When Politics Met Orbit: The Trump-Musk Moment
The uneasy public exchange between US President Donald Trump and SpaceX founder Elon Musk briefly threatened to overshadow the otherwise routine functioning of America’s space programme.
The friction surfaced around the time astronauts Sunita Williams and Butch Wilmore were forced to remain aboard the International Space Station after technical failures grounded Boeing’s Starliner capsule.
President Trump publicly urged Musk to “bring them home”, framing the situation as if the astronauts had been abandoned, despite NASA already having a structured return plan in place through SpaceX’s Crew Dragon spacecraft.
Musk amplified the rhetoric on social media, triggering speculation of a political fallout. At one point, President Trump even hinted at cancelling government contracts, while Musk theatrically suggested he might ground Dragon missions.
But the posturing quickly gave way to pragmatism. NASA’s operational reality is clear: without SpaceX, American human spaceflight would effectively stall. The Crew Dragon ultimately brought Williams back safely, reinforcing SpaceX’s central role in sustaining ISS operations.
The episode underscored a deeper shift: the fact that space exploration is no longer purely state-driven. Commercial partnerships now form the backbone of NASA’s missions, from low-Earth orbit to the Moon and beyond.
The Future Belongs To Private Space
NASA is not abandoning orbit. Instead, it is changing how it gets there. The agency is funding private companies to build commercial space stations. In the future, NASA will purchase seats and research time rather than owning the platforms.
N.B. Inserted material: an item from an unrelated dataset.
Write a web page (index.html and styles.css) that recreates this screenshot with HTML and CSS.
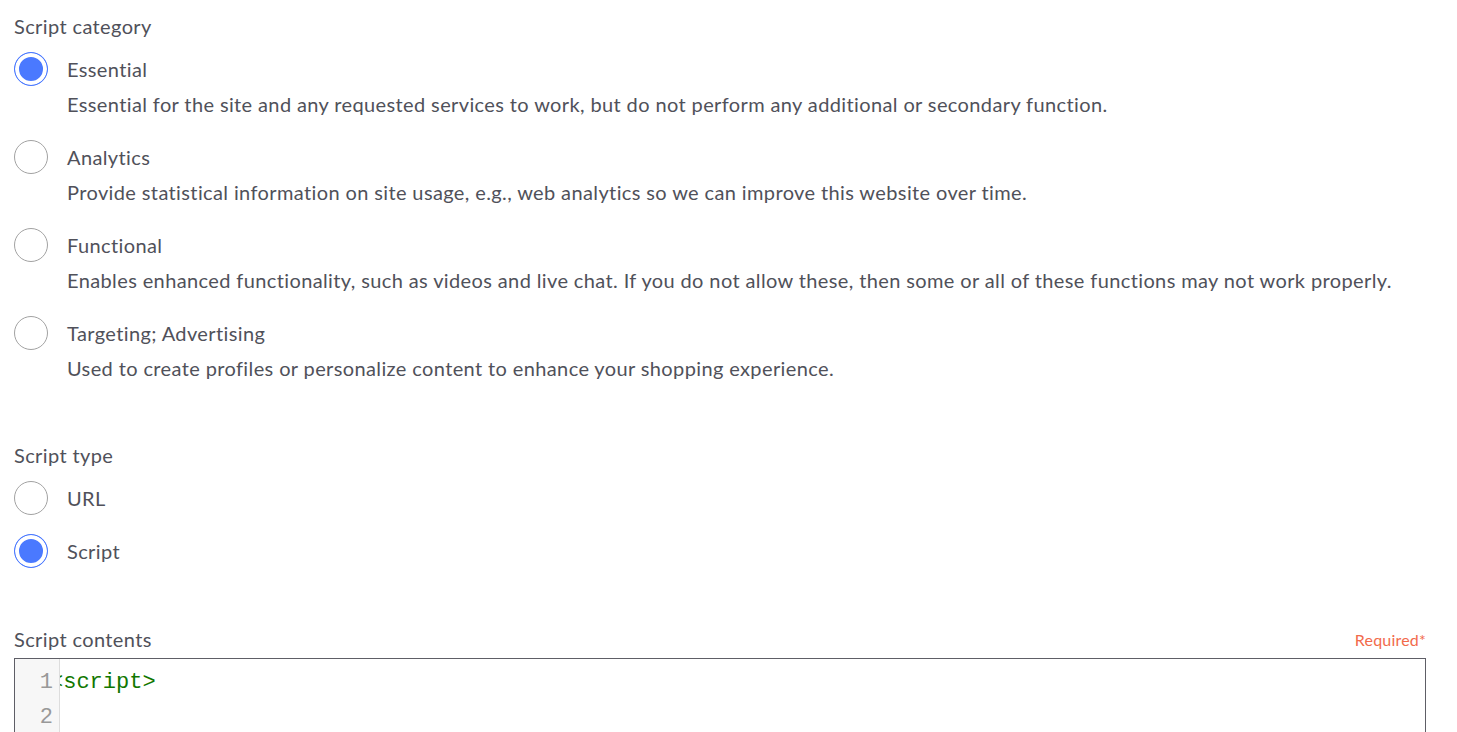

China’s Tiangong station is already operational. Space tourism is growing. Private astronauts will soon become routine. But veterans like Williams will watch from Earth.
They have done their part.
“Space Is My Favourite Place”
In her farewell message, Williams said space was her favourite place to be. That sentiment explains everything. She did not retire because she lost the passion. She retired because she had already lived the dream, three times over.
Some careers end quietly. Others end at the summit. Suni Williams chose the summit.